<<<<

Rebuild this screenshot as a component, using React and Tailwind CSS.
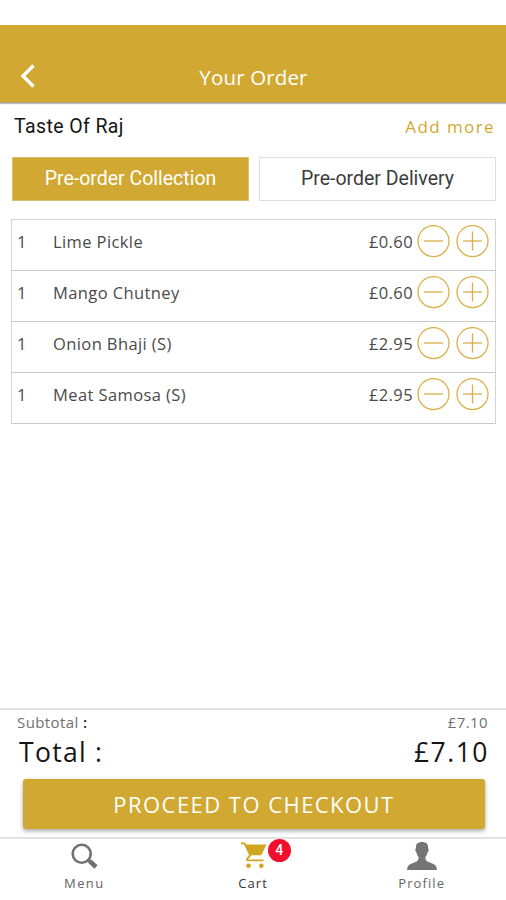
const items = [
  { name: 'Lime Pickle', price: '£0.60' },
  { name: 'Mango Chutney', price: '£0.60' },
  { name: 'Onion Bhaji (S)', price: '£2.95' },
  { name: 'Meat Samosa (S)', price: '£2.95' },
];

function RoundButton({ plus }) {
  return (
    <button className="block" aria-label={plus ? 'Increase' : 'Decrease'}>
      <svg width="33" height="33" viewBox="0 0 33 33" fill="none" stroke="#d9b04a" strokeWidth="1.3">
        <circle cx="16.5" cy="16.1" r="15.5" />
        <path d="M7 16H26" />
        {plus && <path d="M16.500 6.500V25.500" />}
      </svg>
    </button>
  );
}

function Header() {
  return (
    <header className="mt-[25px] flex h-[78px] shrink-0 items-end border-b border-[#b9a678] bg-[#d1a932] text-white shadow-[0_1px_1px_rgba(70,70,110,0.35)]">
      <button className="mb-[13px] ml-[18px] w-[18px]" aria-label="Back">
        <svg width="18" height="26" viewBox="0 0 18 26" fill="none" stroke="currentColor" strokeWidth="3.4">
          <path d="M15.500 2.500L5 13L15.500 23.500" />
        </svg>
      </button>
      <h1 className="mr-[35px] mb-[11px] flex-1 text-center text-[20.5px] leading-[28px] tracking-[0.15px]">Your Order</h1>
    </header>
  );
}

function Item({ item }) {
  return (
    <li className="flex h-[51px] items-start border-b border-[#c9c9c9] pr-[6px] pl-[5px] text-[16.5px] text-[#4a4a4a]">
      <span className="mt-[10px] w-[36px] leading-6">1</span>
      <span className="mt-[10px] flex-1 leading-6 tracking-[0.4px]">{item.name}</span>
      <span className="mt-[10px] mr-[4px] leading-6 tracking-[0.4px]">{item.price}</span>
      <span className="mt-[5px] flex gap-[6px]">
        <RoundButton />
        <RoundButton plus />
      </span>
    </li>
  );
}

export default function App() {
  return (
    <div className="flex h-[900px] w-[506px] flex-col overflow-hidden bg-white font-['Open_Sans','Noto_Sans',sans-serif]">
      <Header />
      <div className="mt-[10px] flex h-[28px] items-center justify-between pr-[11px] pl-[14px]">
        <h2 className="font-[Roboto,sans-serif] text-[19.5px] tracking-[0.4px] text-[#161616]">Taste Of Raj</h2>
        <button className="text-[17px] font-medium tracking-[1.4px] text-[#d1a932]">Add more</button>
      </div>
      <div className="mt-[16px] flex gap-[10px] pr-[10px] pl-[12px] font-[Roboto,sans-serif] text-[19.5px]">
        <button className="h-[44px] w-[237px] border border-[#dbc071] bg-[#d1a932] text-white">Pre-order Collection</button>
        <button className="h-[44px] w-[237px] border border-[#dedede] bg-white text-[#3d3d3d]">Pre-order Delivery</button>
      </div>
      <ul className="mt-[18px] mr-[10px] ml-[11px] border border-b-0 border-[#d4d4d4]">
        {items.map((item) => (
          <Item key={item.name} item={item} />
        ))}
      </ul>
      <section className="mt-auto h-[129px] border-t-2 border-[#e2e2e2]">
        <div className="flex h-[24px] items-center justify-between pr-[18px] pl-[17px] text-[15px] text-[#707070]">
          <span className="tracking-[0.4px]">Subtotal <b className="font-semibold text-[#222]">:</b></span>
          <span className="tracking-[0.4px]">£7.10</span>
        </div>
        <div className="flex h-[38px] items-center justify-between pr-[17px] pl-[19px] text-[26.5px] text-[#151515]">
          <span className="tracking-[1.3px]">Total :</span>
          <span className="tracking-[1.5px]">£7.10</span>
        </div>
        <button className="mt-[7px] ml-[23px] h-[50px] w-[462px] rounded-[3px] bg-[#d1a932] text-[22px] tracking-[1.45px] text-white shadow-[0_2px_4px_rgba(0,0,0,0.35)]">
          PROCEED TO CHECKOUT
        </button>
      </section>
      <nav className="flex h-[63px] shrink-0 border-t-2 border-[#e2e2e2] text-[13px] text-[#666]">
        <a className="flex flex-1 flex-col items-center">
          <svg className="mt-[3px]" width="28" height="28" viewBox="0 0 28 28" fill="none" stroke="#707070">
            <circle cx="11.7" cy="11.8" r="9" strokeWidth="2.6" />
            <path d="M18 17.6L20 19.5" strokeWidth="2.8" />
            <path d="M19.500 18.800L26 25" strokeWidth="4.6" />
          </svg>
          <span className="mt-[3px] leading-5 tracking-[1.4px]">Menu</span>
        </a>
        <a className="relative flex flex-1 flex-col items-center text-[#333]">
          <svg className="mt-[2px] ml-[1px]" width="28" height="28" viewBox="0 0 28 28" fill="#d0a51f">
            <path d="M5 3.600H26.500L21.300 14.200H10Z" />
            <path d="M1 2.400H4.600L10.200 14.200L7.300 17.800Q6.400 19.400 8.400 19.400H23.500" fill="none" stroke="#d0a51f" strokeWidth="1.9" />
            <circle cx="8.500" cy="24.800" r="2.300" />
            <circle cx="21.300" cy="24.800" r="2.300" />
          </svg>
          <span className="absolute top-0 left-[99px] flex size-[23px] items-center justify-center rounded-full bg-[#f00f2d] font-[Roboto,sans-serif] text-[14px] font-medium text-white">4</span>
          <span className="mt-[4px] leading-5 tracking-[1.1px]">Cart</span>
        </a>
        <a className="flex flex-1 flex-col items-center">
          <svg className="mt-[2px]" width="32" height="30" viewBox="0 0 32 30" fill="#757575">
            <path d="M16 1c4.500 0 6.400 2.100 6.100 6.200 1 .4.7 3.500-.6 4.300-.4 2.200-1.300 3.600-2.100 4.600 0 2 .2 3.500 2 4.300l5.500 2.300c2.800 1.200 3.800 2.800 4.100 6.300H1c.3-3.500 1.300-5.100 4.100-6.300l5.500-2.300c1.800-.8 2-2.300 2-4.300-.8-1-1.700-2.400-2.100-4.600-1.300-.8-1.600-3.900-.6-4.300C9.600 3.100 11.500 1 16 1Z" />
          </svg>
          <span className="mt-[2px] leading-5 tracking-[1.1px]">Profile</span>
        </a>
      </nav>
    </div>
  );
}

>>>>

**WHAT TO PRODUCE**
Copy the data character for character, but drop all pictures from the copy.

**EXERCISE RESPONSE**
Rebuild this screenshot as a component, using React and Tailwind CSS.
const items = [
  { name: 'Lime Pickle', price: '£0.60' },
  { name: 'Mango Chutney', price: '£0.60' },
  { name: 'Onion Bhaji (S)', price: '£2.95' },
  { name: 'Meat Samosa (S)', price: '£2.95' },
];

function RoundButton({ plus }) {
  return (
    <button className="block" aria-label={plus ? 'Increase' : 'Decrease'}>
      <svg width="33" height="33" viewBox="0 0 33 33" fill="none" stroke="#d9b04a" strokeWidth="1.3">
        <circle cx="16.5" cy="16.1" r="15.5" />
        <path d="M7 16H26" />
        {plus && <path d="M16.500 6.500V25.500" />}
      </svg>
    </button>
  );
}

function Header() {
  return (
    <header className="mt-[25px] flex h-[78px] shrink-0 items-end border-b border-[#b9a678] bg-[#d1a932] text-white shadow-[0_1px_1px_rgba(70,70,110,0.35)]">
      <button className="mb-[13px] ml-[18px] w-[18px]" aria-label="Back">
        <svg width="18" height="26" viewBox="0 0 18 26" fill="none" stroke="currentColor" strokeWidth="3.4">
          <path d="M15.500 2.500L5 13L15.500 23.500" />
        </svg>
      </button>
      <h1 className="mr-[35px] mb-[11px] flex-1 text-center text-[20.5px] leading-[28px] tracking-[0.15px]">Your Order</h1>
    </header>
  );
}

function Item({ item }) {
  return (
    <li className="flex h-[51px] items-start border-b border-[#c9c9c9] pr-[6px] pl-[5px] text-[16.5px] text-[#4a4a4a]">
      <span className="mt-[10px] w-[36px] leading-6">1</span>
      <span className="mt-[10px] flex-1 leading-6 tracking-[0.4px]">{item.name}</span>
      <span className="mt-[10px] mr-[4px] leading-6 tracking-[0.4px]">{item.price}</span>
      <span className="mt-[5px] flex gap-[6px]">
        <RoundButton />
        <RoundButton plus />
      </span>
    </li>
  );
}

export default function App() {
  return (
    <div className="flex h-[900px] w-[506px] flex-col overflow-hidden bg-white font-['Open_Sans','Noto_Sans',sans-serif]">
      <Header />
      <div className="mt-[10px] flex h-[28px] items-center justify-between pr-[11px] pl-[14px]">
        <h2 className="font-[Roboto,sans-serif] text-[19.5px] tracking-[0.4px] text-[#161616]">Taste Of Raj</h2>
        <button className="text-[17px] font-medium tracking-[1.4px] text-[#d1a932]">Add more</button>
      </div>
      <div className="mt-[16px] flex gap-[10px] pr-[10px] pl-[12px] font-[Roboto,sans-serif] text-[19.5px]">
        <button className="h-[44px] w-[237px] border border-[#dbc071] bg-[#d1a932] text-white">Pre-order Collection</button>
        <button className="h-[44px] w-[237px] border border-[#dedede] bg-white text-[#3d3d3d]">Pre-order Delivery</button>
      </div>
      <ul className="mt-[18px] mr-[10px] ml-[11px] border border-b-0 border-[#d4d4d4]">
        {items.map((item) => (
          <Item key={item.name} item={item} />
        ))}
      </ul>
      <section className="mt-auto h-[129px] border-t-2 border-[#e2e2e2]">
        <div className="flex h-[24px] items-center justify-between pr-[18px] pl-[17px] text-[15px] text-[#707070]">
          <span className="tracking-[0.4px]">Subtotal <b className="font-semibold text-[#222]">:</b></span>
          <span className="tracking-[0.4px]">£7.10</span>
        </div>
        <div className="flex h-[38px] items-center justify-between pr-[17px] pl-[19px] text-[26.5px] text-[#151515]">
          <span className="tracking-[1.3px]">Total :</span>
          <span className="tracking-[1.5px]">£7.10</span>
        </div>
        <button className="mt-[7px] ml-[23px] h-[50px] w-[462px] rounded-[3px] bg-[#d1a932] text-[22px] tracking-[1.45px] text-white shadow-[0_2px_4px_rgba(0,0,0,0.35)]">
          PROCEED TO CHECKOUT
        </button>
      </section>
      <nav className="flex h-[63px] shrink-0 border-t-2 border-[#e2e2e2] text-[13px] text-[#666]">
        <a className="flex flex-1 flex-col items-center">
          <svg className="mt-[3px]" width="28" height="28" viewBox="0 0 28 28" fill="none" stroke="#707070">
            <circle cx="11.7" cy="11.8" r="9" strokeWidth="2.6" />
            <path d="M18 17.6L20 19.5" strokeWidth="2.8" />
            <path d="M19.500 18.800L26 25" strokeWidth="4.6" />
          </svg>
          <span className="mt-[3px] leading-5 tracking-[1.4px]">Menu</span>
        </a>
        <a className="relative flex flex-1 flex-col items-center text-[#333]">
          <svg className="mt-[2px] ml-[1px]" width="28" height="28" viewBox="0 0 28 28" fill="#d0a51f">
            <path d="M5 3.600H26.500L21.300 14.200H10Z" />
            <path d="M1 2.400H4.600L10.200 14.200L7.300 17.800Q6.400 19.400 8.400 19.400H23.500" fill="none" stroke="#d0a51f" strokeWidth="1.9" />
            <circle cx="8.500" cy="24.800" r="2.300" />
            <circle cx="21.300" cy="24.800" r="2.300" />
          </svg>
          <span className="absolute top-0 left-[99px] flex size-[23px] items-center justify-center rounded-full bg-[#f00f2d] font-[Roboto,sans-serif] text-[14px] font-medium text-white">4</span>
          <span className="mt-[4px] leading-5 tracking-[1.1px]">Cart</span>
        </a>
        <a className="flex flex-1 flex-col items-center">
          <svg className="mt-[2px]" width="32" height="30" viewBox="0 0 32 30" fill="#757575">
            <path d="M16 1c4.500 0 6.400 2.100 6.100 6.200 1 .4.7 3.500-.6 4.300-.4 2.200-1.300 3.600-2.100 4.600 0 2 .2 3.500 2 4.300l5.500 2.300c2.800 1.200 3.800 2.800 4.100 6.300H1c.3-3.500 1.300-5.100 4.100-6.300l5.500-2.300c1.800-.8 2-2.300 2-4.300-.8-1-1.700-2.400-2.100-4.600-1.300-.8-1.600-3.900-.6-4.300C9.600 3.100 11.500 1 16 1Z" />
          </svg>
          <span className="mt-[2px] leading-5 tracking-[1.1px]">Profile</span>
        </a>
      </nav>
    </div>
  );
}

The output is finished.